Examination of facial-analysis software shows error rate of 0.8 percent for light-skinned men, 34.7 percent for dark-skinned women.
Three commercially released facial-analysis programs from major technology companies demonstrate both skin-type and gender biases, according to new research from MIT and Stanford University.
At first glance, the MIT Media Lab researcher who did the study, Joy Buolamwini, said the overall accuracy rate was high even though all companies detected men’s faces better than women’s. But the error rate grew as she dug deeper.
“Lighter male faces were the easiest to guess the gender on, and darker female faces were the hardest to guess the gender on,” Buolamwini said.
Buolamwini made her own data set of images to test out, which included the faces of women politicians from other nations.
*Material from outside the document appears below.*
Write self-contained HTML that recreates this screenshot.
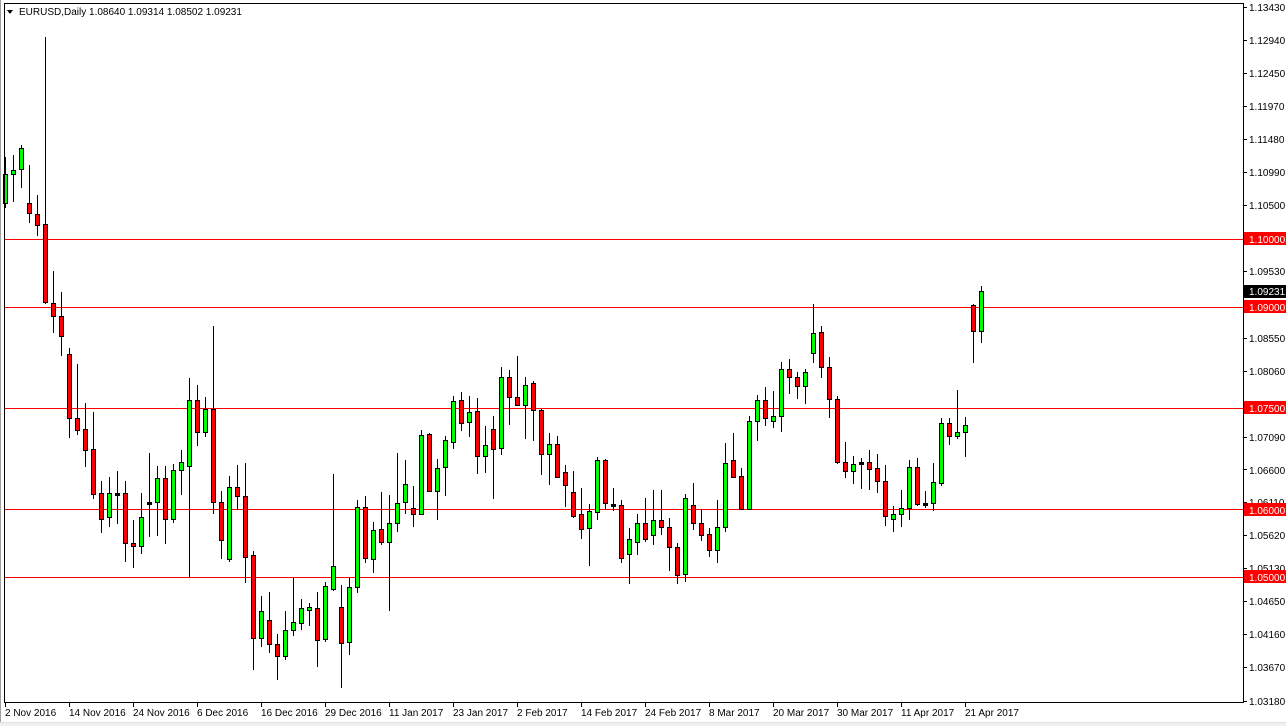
<!DOCTYPE html>
<html><head><meta charset="utf-8"><style>
body{margin:0;background:#fff;width:1286px;height:726px;overflow:hidden;font-family:"Liberation Sans",sans-serif}
svg{position:absolute;left:0;top:0}
text{font-family:"Liberation Sans",sans-serif;font-size:10px}
</style></head><body>
<svg id="s" width="1286" height="726" xmlns="http://www.w3.org/2000/svg" shape-rendering="crispEdges">
<rect x="0" y="0" width="1286" height="726" fill="#fff"/>
<rect x="0" y="0" width="1" height="726" fill="#a0a0a0"/>
<rect x="0" y="723" width="1286" height="3" fill="#f0f0f0"/>
<rect x="0" y="722" width="1286" height="1" fill="#e0e0e0"/>
<g id="lines">
<rect x="4" y="239" width="1239" height="1" fill="#f00"/>
<rect x="4" y="307" width="1239" height="1" fill="#f00"/>
<rect x="4" y="408" width="1239" height="1" fill="#f00"/>
<rect x="4" y="509" width="1239" height="1" fill="#f00"/>
<rect x="4" y="577" width="1239" height="1" fill="#f00"/>
</g>
<g id="c"></g>
<rect x="4" y="3" width="1239" height="1" fill="#000"/>
<rect x="4" y="702" width="1239" height="1" fill="#000"/>
<rect x="4" y="3" width="1" height="700" fill="#000"/>
<rect x="1243" y="3" width="1" height="700" fill="#000"/>
<polygon points="7,10 13,10 10,14" fill="#000"/>
<text x="19" y="15" fill="#000">EURUSD,Daily  1.08640 1.09314 1.08502 1.09231</text>
<g fill="#000">
<text x="1249" y="11">1.13430</text>
<text x="1249" y="44">1.12940</text>
<text x="1249" y="77">1.12450</text>
<text x="1249" y="110">1.11970</text>
<text x="1249" y="143">1.11480</text>
<text x="1249" y="176">1.10990</text>
<text x="1249" y="209">1.10500</text>
<text x="1249" y="275">1.09530</text>
<text x="1249" y="342">1.08550</text>
<text x="1249" y="375">1.08060</text>
<text x="1249" y="408">1.07570</text>
<text x="1249" y="441">1.07090</text>
<text x="1249" y="474">1.06600</text>
<text x="1249" y="506">1.06110</text>
<text x="1249" y="539">1.05620</text>
<text x="1249" y="572">1.05130</text>
<text x="1249" y="605">1.04650</text>
<text x="1249" y="638">1.04160</text>
<text x="1249" y="671">1.03670</text>
<text x="1249" y="705">1.03180</text>
</g>
<g id="ticks"></g>
<rect x="1244" y="232" width="42" height="13" fill="#f00"/><text x="1249" y="243" fill="#fff">1.10000</text>
<rect x="1244" y="285" width="42" height="13" fill="#000"/><text x="1249" y="295" fill="#fff">1.09231</text>
<rect x="1244" y="300" width="42" height="13" fill="#f00"/><text x="1249" y="311" fill="#fff">1.09000</text>
<rect x="1244" y="401" width="42" height="13" fill="#f00"/><text x="1249" y="412" fill="#fff">1.07500</text>
<rect x="1244" y="503" width="42" height="13" fill="#f00"/><text x="1249" y="514" fill="#fff">1.06000</text>
<rect x="1244" y="570" width="42" height="13" fill="#f00"/><text x="1249" y="581" fill="#fff">1.05000</text>
<g fill="#000">
<text x="5" y="716">2 Nov 2016</text>
<text x="69" y="716">14 Nov 2016</text>
<text x="133" y="716">24 Nov 2016</text>
<text x="197" y="716">6 Dec 2016</text>
<text x="261" y="716">16 Dec 2016</text>
<text x="325" y="716">29 Dec 2016</text>
<text x="389" y="716">11 Jan 2017</text>
<text x="453" y="716">23 Jan 2017</text>
<text x="517" y="716">2 Feb 2017</text>
<text x="581" y="716">14 Feb 2017</text>
<text x="645" y="716">24 Feb 2017</text>
<text x="709" y="716">8 Mar 2017</text>
<text x="773" y="716">20 Mar 2017</text>
<text x="837" y="716">30 Mar 2017</text>
<text x="901" y="716">11 Apr 2017</text>
<text x="965" y="716">21 Apr 2017</text>
</g>
</svg>
<script>
var d=[
"G157174203207","G155170174201","G145148169187","R165203213222","R195214225235","R037224302303","R271303316332","R292316336355","R348354418437","R364418430434","R403429450466","R412449494498","R481493519532","G477493517526","R471493495523","R481493543561","R520543546567","G493517546553","G453502504536","G466478502535","R466478519543","G464470519522","G450462470494","G378400466576","R385400432445","G397409432436","R326409502513","R491502540558","G476487559561","R465487496509","R463496557582",
"R551555638669","G596611638646","R592620644652","R634644656679","G611630656659","G578622630635","G599608623629","G603607610625","R592608640666","G582586639641","G474566589590","R585607643687","G578587642654","G500507587592","R496507558562","G522530559572","R492529542544","G495523542610","G453503523531","G460484502513","R486508514526","G430435514514","R433434491491","G459468491519","G436440467495","G396401442448","R392400423430","G396412422436","R398411456473","G426445456472",
"R416429449498","G367377448454","R370377397424","R356397405405","G377385405438","R381383410440","R409410454474","G433444454484","R436444477477","R465472485506","R471492516517","R488514529538","G504511528565","G457460512519","R459460503508","G488504506510","R500505558562","G528539554583","G514523542554","R498523539541","G490520535544","R490520527534","R518527547570","R543547575583","G494498574581","R483505523529","R509523535540","R528534550556","G500527550562","G443463527531",
"R433460477477","R468476509509","G416421509509","G395400421440","R387400418425","G391416421427","G362369416431","R359369377393","R372377386398","G369372386403","G304333353362","R326332367377","R357367399417","R396399462463","R442462471477","G456464471483","G458462464488","R450462469489","R454468481492","R465481516525","G506514519531","G490508514526","G460467508519","R458467504505","G491503504507","G463482503510","G418423483485","R418423436444","G390432436438","G417425432456","R304305331362","G286291331342"];
var g='';
d.forEach(function(s,k){
 var c=s[0],h=+s.substr(1,3),t=+s.substr(4,3),b=+s.substr(7,3),l=+s.substr(10,3);
 var x=5+8*k;
 g+='<rect x="'+x+'" y="'+h+'" width="1" height="'+(l-h+1)+'" fill="#000"/>';
 var bh=Math.max(b-t,2);
 g+='<rect x="'+(x-2)+'" y="'+t+'" width="5" height="'+(bh+1)+'" fill="#000"/>';
 if(bh>2)g+='<rect x="'+(x-1)+'" y="'+(t+1)+'" width="3" height="'+(bh-1)+'" fill="'+(c=='G'?'#00ff00':'#ff0000')+'"/>';
});
document.getElementById('c').innerHTML=g;
var tk='';
[7,40,73,106,139,172,205,271,338,371,404,437,469,502,535,568,601,634,667,701].forEach(function(y){tk+='<rect x="1244" y="'+y+'" width="3" height="1" fill="#000"/>';});
[5,69,133,197,261,325,389,453,517,581,645,709,773,837,901,965].forEach(function(x){tk+='<rect x="'+x+'" y="703" width="1" height="4" fill="#000"/>';});
document.getElementById('ticks').innerHTML=tk;
</script>
</body></html>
White guy? No problem. Black female Rwandan parliament member? Does not compute.
The accuracy rate of identifying light-skinned men’s faces was 99 percent across the board, but the three companies experienced higher error rates when identifying darker-skinned women. IBM’s error rate was the highest, close to 35 percent. Face ++ clocked in at 34.5 percent, but had the lowest error rate of all three companies in identifying dark-skinned males. Microsoft’s error rate in identifying dark-skinned females was 20.8 percent.
“So when we’re looking at these systems that are relying on data, we have to be honest about the kind of data that’s being fed into it,” she said.
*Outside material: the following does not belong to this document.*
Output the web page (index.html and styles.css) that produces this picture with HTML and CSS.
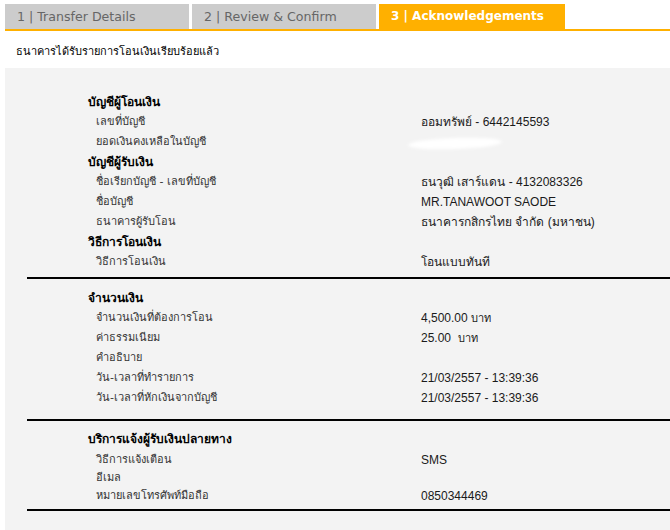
FILE: index.html
```html
<!DOCTYPE html>
<html lang="th">
<head>
<meta charset="UTF-8">
<title>Acknowledgements</title>
<link rel="stylesheet" href="styles.css">
</head>
<body>
<div class="tabs">
  <div class="tab">1 | Transfer Details</div>
  <div class="tab">2 | Review &amp; Confirm</div>
  <div class="tab active">3 | Acknowledgements</div>
</div>
<p class="notice">ธนาคารได้รับรายการโอนเงินเรียบร้อยแล้ว</p>

<div class="panel">
  <div class="section first">
    <div class="head">บัญชีผู้โอนเงิน</div>
    <div class="row"><span class="label">เลขที่บัญชี</span><span class="value">ออมทรัพย์ - 6442145593</span></div>
    <div class="row"><span class="label">ยอดเงินคงเหลือในบัญชี</span><span class="value"><span class="smudge"></span></span></div>
    <div class="head">บัญชีผู้รับเงิน</div>
    <div class="row"><span class="label">ชื่อเรียกบัญชี - เลขที่บัญชี</span><span class="value">ธนวุฒิ เสาร์แดน - 4132083326</span></div>
    <div class="row"><span class="label">ชื่อบัญชี</span><span class="value">MR.TANAWOOT SAODE</span></div>
    <div class="row"><span class="label">ธนาคารผู้รับโอน</span><span class="value">ธนาคารกสิกรไทย จำกัด (มหาชน)</span></div>
    <div class="head">วิธีการโอนเงิน</div>
    <div class="row"><span class="label">วิธีการโอนเงิน</span><span class="value">โอนแบบทันที</span></div>
  </div>
  <hr class="rule rule-1">

  <div class="section">
    <div class="head">จำนวนเงิน</div>
    <div class="row"><span class="label">จำนวนเงินที่ต้องการโอน</span><span class="value">4,500.00 <small>บาท</small></span></div>
    <div class="row"><span class="label">ค่าธรรมเนียม</span><span class="value">25.00&nbsp; <small>บาท</small></span></div>
    <div class="row"><span class="label">คำอธิบาย</span><span class="value"></span></div>
    <div class="row"><span class="label">วัน-เวลาที่ทำรายการ</span><span class="value">21/03/2557 - 13:39:36</span></div>
    <div class="row"><span class="label">วัน-เวลาที่หักเงินจากบัญชี</span><span class="value">21/03/2557 - 13:39:36</span></div>
  </div>
  <hr class="rule rule-2">

  <div class="section compact">
    <div class="head">บริการแจ้งผู้รับเงินปลายทาง</div>
    <div class="row"><span class="label">วิธีการแจ้งเตือน</span><span class="value">SMS</span></div>
    <div class="row"><span class="label">อีเมล</span><span class="value"></span></div>
    <div class="row"><span class="label">หมายเลขโทรศัพท์มือถือ</span><span class="value">0850344469</span></div>
  </div>
  <hr class="rule rule-3">
</div>
</body>
</html>
```

FILE: styles.css
```css
body {
  margin: 0;
  font-family: Tahoma, "DejaVu Sans", sans-serif;
  font-size: 12px;
  color: #000;
  background: #fff;
  overflow: hidden;
}
.tabs {
  display: flex;
  margin: 4px 0 0 5px;
  border-bottom: 2px solid #ffb000;
}
.tab {
  width: 184px;
  height: 25px;
  line-height: 25px;
  margin-right: 3px;
  padding-left: 12px;
  box-sizing: border-box;
  background-color: #cccccc;
  color: #666;
  font-size: 12.6px;
  white-space: nowrap;
}
.tab.active {
  width: 186px;
  background-color: #ffb000;
  color: #fff;
  font-weight: bold;
  font-size: 12px;
}
.notice {
  margin: 0;
  padding: 11px 0 0 16px;
  height: 26px;
  font-size: 11px;
}
.panel {
  margin-left: 5px;
  padding-top: 24px;
  height: 460px;
  background-color: #f3f3f3;
}
.section {
  padding-left: 83px;
}
.head {
  height: 20px;
  line-height: 20px;
  font-weight: bold;
  font-size: 12px;
}
.row {
  display: flex;
  height: 20px;
  line-height: 20px;
}
.compact .head {
  margin-bottom: 2px;
}
.compact .row {
  height: 18px;
  line-height: 18px;
}
.label {
  width: 325px;
  padding-left: 8px;
  color: #333;
  font-size: 11px;
}
.value {
  color: #1a1a1a;
  font-family: "Liberation Sans", Tahoma, sans-serif;
  font-size: 12px;
}
.value small {
  font-size: 11px;
}
.smudge {
  display: block;
  width: 94px;
  height: 11px;
  margin: 6px 0 0 -13px;
  background: #fff;
  border-radius: 50%;
  filter: blur(1.5px);
  transform: rotate(-2deg);
}
.rule {
  margin: 0 0 0 22px;
  border: none;
  border-top: 2px solid #000;
}
.rule-1 {
  margin-top: 5px;
  margin-bottom: 9px;
}
.rule-2 {
  margin-top: 11px;
  margin-bottom: 8px;
}
.rule-3 {
  margin-top: 4px;
}
```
If programmers are training artificial intelligence on a set of images primarily made up of white male faces, their systems will reflect that bias. Buolamwini calls this the “Coded Gaze.” Another part of the equation could be that most programmers are white men.
“I think that definitely contributes to it,” Buolamwini said. “Because you might not even know to question your data or your benchmark if it’s reflective of you in the first place. If you don’t have a very diverse perspective, it can be easier to miss groups you’re not as familiar with.”
This can be problematic as facial recognition technology is increasingly relied on to decide everything from what you should pay for car insurance to when you’re likely to commit another crime. According to the Georgetown Center on Privacy and Technology, law enforcement has half of all American adults in their face recognition networks. But regulation and transparency are lacking, and our primary concern should be the potential civil liberties, says Phillip Atiba Goff, president of the Center for Policing Equity at John Jay College of Criminal Justice.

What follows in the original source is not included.